Front-end source files

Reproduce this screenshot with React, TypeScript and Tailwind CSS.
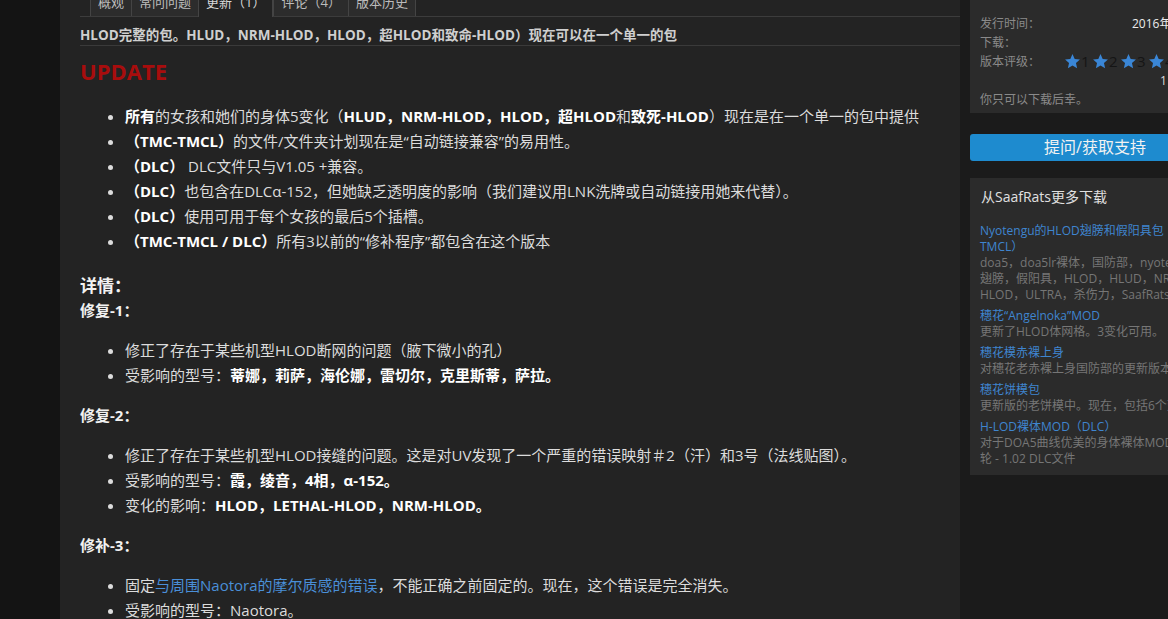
import type { ReactNode } from "react";

const tabs = [
  { label: "概观", active: false },
  { label: "常问问题", active: false },
  { label: "更新（1）", active: true },
  { label: "评论（4）", active: false },
  { label: "版本历史", active: false },
];

const moreDownloads = [
  {
    title: ["Nyotengu的HLOD翅膀和假阳具包（HLUD /", "TMCL）"],
    desc: ["doa5，doa5lr裸体，国防部，nyotengu，", "翅膀，假阳具，HLOD，HLUD，NRM-", "HLOD，ULTRA，杀伤力，SaafRats"],
  },
  { title: ["穗花“Angelnoka”MOD"], desc: ["更新了HLOD体网格。3变化可用。"] },
  { title: ["穗花模赤裸上身"], desc: ["对穗花老赤裸上身国防部的更新版本"] },
  { title: ["穗花饼模包"], desc: ["更新版的老饼模中。现在，包括6个变化"] },
  { title: ["H-LOD裸体MOD（DLC）"], desc: ["对于DOA5曲线优美的身体裸体MOD第", "轮 - 1.02 DLC文件"] },
];

export default function App() {
  return (
    <div className="flex h-[619px] w-[1168px] overflow-hidden bg-[#141414] font-['Open_Sans','Noto_Sans_CJK_SC',sans-serif] text-[#dcdcdc]">
      <div className="w-[60px] shrink-0" />
      <main className="w-[900px] shrink-0 bg-[#232323] pl-[20px]">
        <div className="-mt-[12px] flex border-b border-[#3c3c3c] pl-[10px]">
          {tabs.map((tab) => (
            <div
              key={tab.label}
              className={
                tab.active
                  ? "-mb-px h-[29px] border-x border-[#444] bg-[#232323] px-[7px] text-[13px] leading-[28px] text-[#d8d8d8]"
                  : "h-[28px] border-l border-[#444] bg-[#2c2c2c] px-[7px] text-[13px] leading-[28px] text-[#bcbcbc] last:border-r"
              }
            >
              {tab.label}
            </div>
          ))}
        </div>
        <div className="mt-[8px] border-b border-[#3a3a3a] text-[13.5px] font-bold leading-[20px] text-[#cfcfcf]">
          HLOD完整的包。HLUD，NRM-HLOD，HLOD，超HLOD和致命-HLOD）现在可以在一个单一的包
        </div>
        <div className="mt-[10px] h-[30px] text-[22px] font-bold leading-[30px] text-[#a80d0d]">UPDATE</div>

        <ul className="mt-[17.5px] list-disc pl-[45px] text-[15px] leading-[25px]">
          <li>
            <B>所有</B>的女孩和她们的身体5变化（<B>HLUD，NRM-HLOD，HLOD，超HLOD</B>和<B>致死-HLOD</B>）现在是在一个单一的包中提供
          </li>
          <li>
            <B>（TMC-TMCL）</B>的文件/文件夹计划现在是“自动链接兼容”的易用性。
          </li>
          <li>
            <B>（DLC）</B> DLC文件只与V1.05 +兼容。
          </li>
          <li>
            <B>（DLC）</B>也包含在DLCα-152，但她缺乏透明度的影响（我们建议用LNK洗牌或自动链接用她来代替）。
          </li>
          <li>
            <B>（DLC）</B>使用可用于每个女孩的最后5个插槽。
          </li>
          <li>
            <B>（TMC-TMCL / DLC）</B>所有3以前的“修补程序”都包含在这个版本
          </li>
        </ul>

        <div className="mt-[19px] text-[17px] font-bold leading-[25px] text-[#f2f2f2]">详情：</div>
        <div className="text-[15px] font-bold leading-[25px] text-[#f2f2f2]">修复-1：</div>
        <ul className="my-[15px] list-disc pl-[45px] text-[15px] leading-[25px]">
          <li>修正了存在于某些机型HLOD断网的问题（腋下微小的孔）</li>
          <li>
            受影响的型号：<B>蒂娜，莉萨，海伦娜，雷切尔，克里斯蒂，萨拉。</B>
          </li>
        </ul>
        <div className="text-[15px] font-bold leading-[25px] text-[#f2f2f2]">修复-2：</div>
        <ul className="my-[15px] list-disc pl-[45px] text-[15px] leading-[25px]">
          <li>修正了存在于某些机型HLOD接缝的问题。这是对UV发现了一个严重的错误映射＃2（汗）和3号（法线贴图）。</li>
          <li>
            受影响的型号：<B>霞，绫音，4相，α-152。</B>
          </li>
          <li>
            变化的影响：<B>HLOD，LETHAL-HLOD，NRM-HLOD。</B>
          </li>
        </ul>
        <div className="text-[15px] font-bold leading-[25px] text-[#f2f2f2]">修补-3：</div>
        <ul className="my-[15px] list-disc pl-[45px] text-[15px] leading-[25px]">
          <li>
            固定<span className="text-[#4a8fd8]">与周围Naotora的摩尔质感的错误</span>，不能正确之前固定的。现在，这个错误是完全消失。
          </li>
          <li>受影响的型号：Naotora。</li>
        </ul>
      </main>
      <div className="w-[10px] shrink-0 bg-[#1b1b1b]" />
      <aside className="w-[250px] shrink-0 bg-[#1b1b1b] text-[12px]">
        <div className="bg-[#2b2b2b] pb-[4px] pl-[10px] pt-[14px] leading-[19px] text-[#8a8a8a]">
          <div className="flex">
            <span className="w-[84px]">发行时间：</span>
            <span className="pl-[68px] whitespace-nowrap text-[#ececec]">2016年1月</span>
          </div>
          <div>下载：</div>
          <div className="flex">
            <span className="w-[84px]">版本评级：</span>
            <div className="flex items-center">
              {[1, 2, 3, 4, 5].map((n) => (
                <div key={n} className="mr-[2px] flex items-center">
                  <Star />
                  <span className="w-[9px] text-[15px] leading-[19px] text-[#151515]">{n}</span>
                </div>
              ))}
            </div>
          </div>
          <div className="pl-[180px] text-[#dcdcdc]">1</div>
          <div>你只可以下载后幸。</div>
        </div>

        <div className="mt-[21px] h-[27px] rounded-[3px] bg-[#1e8bcf] text-center text-[16px] leading-[27px] text-[#f2f2f2]">
          提问/获取支持
        </div>

        <div className="mt-[17px] bg-[#2b2b2b] pb-[8px]">
          <div className="px-[11px] pb-[16px] pt-[9px] text-[14px] leading-[20px] text-[#e0e0e0]">从SaafRats更多下载</div>
          <div className="space-y-[5px] pl-[10px]">
            {moreDownloads.map((item) => (
              <div key={item.title[0]} className="leading-[16px]">
                {item.title.map((line) => (
                  <div key={line} className="whitespace-nowrap text-[#3f85cf]">
                    {line}
                  </div>
                ))}
                {item.desc.map((line) => (
                  <div key={line} className="whitespace-nowrap text-[#767676]">
                    {line}
                  </div>
                ))}
              </div>
            ))}
          </div>
        </div>
      </aside>
    </div>
  );
}

function B({ children }: { children: ReactNode }) {
  return <strong className="font-bold text-white">{children}</strong>;
}

function Star() {
  return (
    <svg width="17" height="17" viewBox="0 0 24 24" className="shrink-0">
      <polygon
        points="12,1.5 15.1,8.3 22.5,9 16.9,14 18.5,21.5 12,17.6 5.5,21.5 7.1,14 1.5,9 8.9,8.3"
        fill="#3a86d6"
      />
    </svg>
  );
}
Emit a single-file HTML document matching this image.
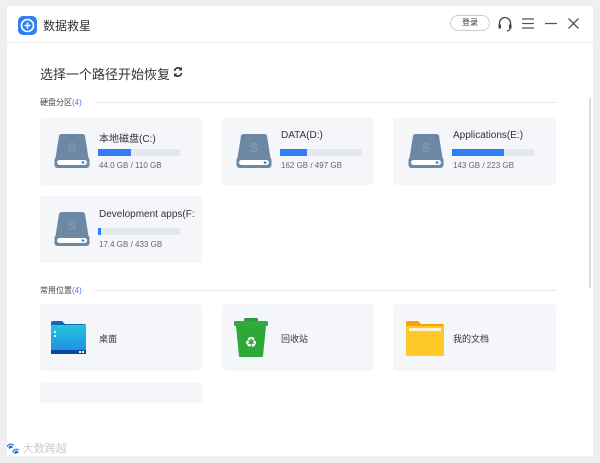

### Short problem
Pictures appear in the records above. Output everything except them, exactly.

### Result of the task
Reproduce this screenshot with React, TypeScript and Tailwind CSS.
import type { ReactNode } from "react";

const tabs = [
  { label: "概观", active: false },
  { label: "常问问题", active: false },
  { label: "更新（1）", active: true },
  { label: "评论（4）", active: false },
  { label: "版本历史", active: false },
];

const moreDownloads = [
  {
    title: ["Nyotengu的HLOD翅膀和假阳具包（HLUD /", "TMCL）"],
    desc: ["doa5，doa5lr裸体，国防部，nyotengu，", "翅膀，假阳具，HLOD，HLUD，NRM-", "HLOD，ULTRA，杀伤力，SaafRats"],
  },
  { title: ["穗花“Angelnoka”MOD"], desc: ["更新了HLOD体网格。3变化可用。"] },
  { title: ["穗花模赤裸上身"], desc: ["对穗花老赤裸上身国防部的更新版本"] },
  { title: ["穗花饼模包"], desc: ["更新版的老饼模中。现在，包括6个变化"] },
  { title: ["H-LOD裸体MOD（DLC）"], desc: ["对于DOA5曲线优美的身体裸体MOD第", "轮 - 1.02 DLC文件"] },
];

export default function App() {
  return (
    <div className="flex h-[619px] w-[1168px] overflow-hidden bg-[#141414] font-['Open_Sans','Noto_Sans_CJK_SC',sans-serif] text-[#dcdcdc]">
      <div className="w-[60px] shrink-0" />
      <main className="w-[900px] shrink-0 bg-[#232323] pl-[20px]">
        <div className="-mt-[12px] flex border-b border-[#3c3c3c] pl-[10px]">
          {tabs.map((tab) => (
            <div
              key={tab.label}
              className={
                tab.active
                  ? "-mb-px h-[29px] border-x border-[#444] bg-[#232323] px-[7px] text-[13px] leading-[28px] text-[#d8d8d8]"
                  : "h-[28px] border-l border-[#444] bg-[#2c2c2c] px-[7px] text-[13px] leading-[28px] text-[#bcbcbc] last:border-r"
              }
            >
              {tab.label}
            </div>
          ))}
        </div>
        <div className="mt-[8px] border-b border-[#3a3a3a] text-[13.5px] font-bold leading-[20px] text-[#cfcfcf]">
          HLOD完整的包。HLUD，NRM-HLOD，HLOD，超HLOD和致命-HLOD）现在可以在一个单一的包
        </div>
        <div className="mt-[10px] h-[30px] text-[22px] font-bold leading-[30px] text-[#a80d0d]">UPDATE</div>

        <ul className="mt-[17.5px] list-disc pl-[45px] text-[15px] leading-[25px]">
          <li>
            <B>所有</B>的女孩和她们的身体5变化（<B>HLUD，NRM-HLOD，HLOD，超HLOD</B>和<B>致死-HLOD</B>）现在是在一个单一的包中提供
          </li>
          <li>
            <B>（TMC-TMCL）</B>的文件/文件夹计划现在是“自动链接兼容”的易用性。
          </li>
          <li>
            <B>（DLC）</B> DLC文件只与V1.05 +兼容。
          </li>
          <li>
            <B>（DLC）</B>也包含在DLCα-152，但她缺乏透明度的影响（我们建议用LNK洗牌或自动链接用她来代替）。
          </li>
          <li>
            <B>（DLC）</B>使用可用于每个女孩的最后5个插槽。
          </li>
          <li>
            <B>（TMC-TMCL / DLC）</B>所有3以前的“修补程序”都包含在这个版本
          </li>
        </ul>

        <div className="mt-[19px] text-[17px] font-bold leading-[25px] text-[#f2f2f2]">详情：</div>
        <div className="text-[15px] font-bold leading-[25px] text-[#f2f2f2]">修复-1：</div>
        <ul className="my-[15px] list-disc pl-[45px] text-[15px] leading-[25px]">
          <li>修正了存在于某些机型HLOD断网的问题（腋下微小的孔）</li>
          <li>
            受影响的型号：<B>蒂娜，莉萨，海伦娜，雷切尔，克里斯蒂，萨拉。</B>
          </li>
        </ul>
        <div className="text-[15px] font-bold leading-[25px] text-[#f2f2f2]">修复-2：</div>
        <ul className="my-[15px] list-disc pl-[45px] text-[15px] leading-[25px]">
          <li>修正了存在于某些机型HLOD接缝的问题。这是对UV发现了一个严重的错误映射＃2（汗）和3号（法线贴图）。</li>
          <li>
            受影响的型号：<B>霞，绫音，4相，α-152。</B>
          </li>
          <li>
            变化的影响：<B>HLOD，LETHAL-HLOD，NRM-HLOD。</B>
          </li>
        </ul>
        <div className="text-[15px] font-bold leading-[25px] text-[#f2f2f2]">修补-3：</div>
        <ul className="my-[15px] list-disc pl-[45px] text-[15px] leading-[25px]">
          <li>
            固定<span className="text-[#4a8fd8]">与周围Naotora的摩尔质感的错误</span>，不能正确之前固定的。现在，这个错误是完全消失。
          </li>
          <li>受影响的型号：Naotora。</li>
        </ul>
      </main>
      <div className="w-[10px] shrink-0 bg-[#1b1b1b]" />
      <aside className="w-[250px] shrink-0 bg-[#1b1b1b] text-[12px]">
        <div className="bg-[#2b2b2b] pb-[4px] pl-[10px] pt-[14px] leading-[19px] text-[#8a8a8a]">
          <div className="flex">
            <span className="w-[84px]">发行时间：</span>
            <span className="pl-[68px] whitespace-nowrap text-[#ececec]">2016年1月</span>
          </div>
          <div>下载：</div>
          <div className="flex">
            <span className="w-[84px]">版本评级：</span>
            <div className="flex items-center">
              {[1, 2, 3, 4, 5].map((n) => (
                <div key={n} className="mr-[2px] flex items-center">
                  <Star />
                  <span className="w-[9px] text-[15px] leading-[19px] text-[#151515]">{n}</span>
                </div>
              ))}
            </div>
          </div>
          <div className="pl-[180px] text-[#dcdcdc]">1</div>
          <div>你只可以下载后幸。</div>
        </div>

        <div className="mt-[21px] h-[27px] rounded-[3px] bg-[#1e8bcf] text-center text-[16px] leading-[27px] text-[#f2f2f2]">
          提问/获取支持
        </div>

        <div className="mt-[17px] bg-[#2b2b2b] pb-[8px]">
          <div className="px-[11px] pb-[16px] pt-[9px] text-[14px] leading-[20px] text-[#e0e0e0]">从SaafRats更多下载</div>
          <div className="space-y-[5px] pl-[10px]">
            {moreDownloads.map((item) => (
              <div key={item.title[0]} className="leading-[16px]">
                {item.title.map((line) => (
                  <div key={line} className="whitespace-nowrap text-[#3f85cf]">
                    {line}
                  </div>
                ))}
                {item.desc.map((line) => (
                  <div key={line} className="whitespace-nowrap text-[#767676]">
                    {line}
                  </div>
                ))}
              </div>
            ))}
          </div>
        </div>
      </aside>
    </div>
  );
}

function B({ children }: { children: ReactNode }) {
  return <strong className="font-bold text-white">{children}</strong>;
}

function Star() {
  return (
    <svg width="17" height="17" viewBox="0 0 24 24" className="shrink-0">
      <polygon
        points="12,1.5 15.1,8.3 22.5,9 16.9,14 18.5,21.5 12,17.6 5.5,21.5 7.1,14 1.5,9 8.9,8.3"
        fill="#3a86d6"
      />
    </svg>
  );
}
Emit a single-file HTML document matching this image.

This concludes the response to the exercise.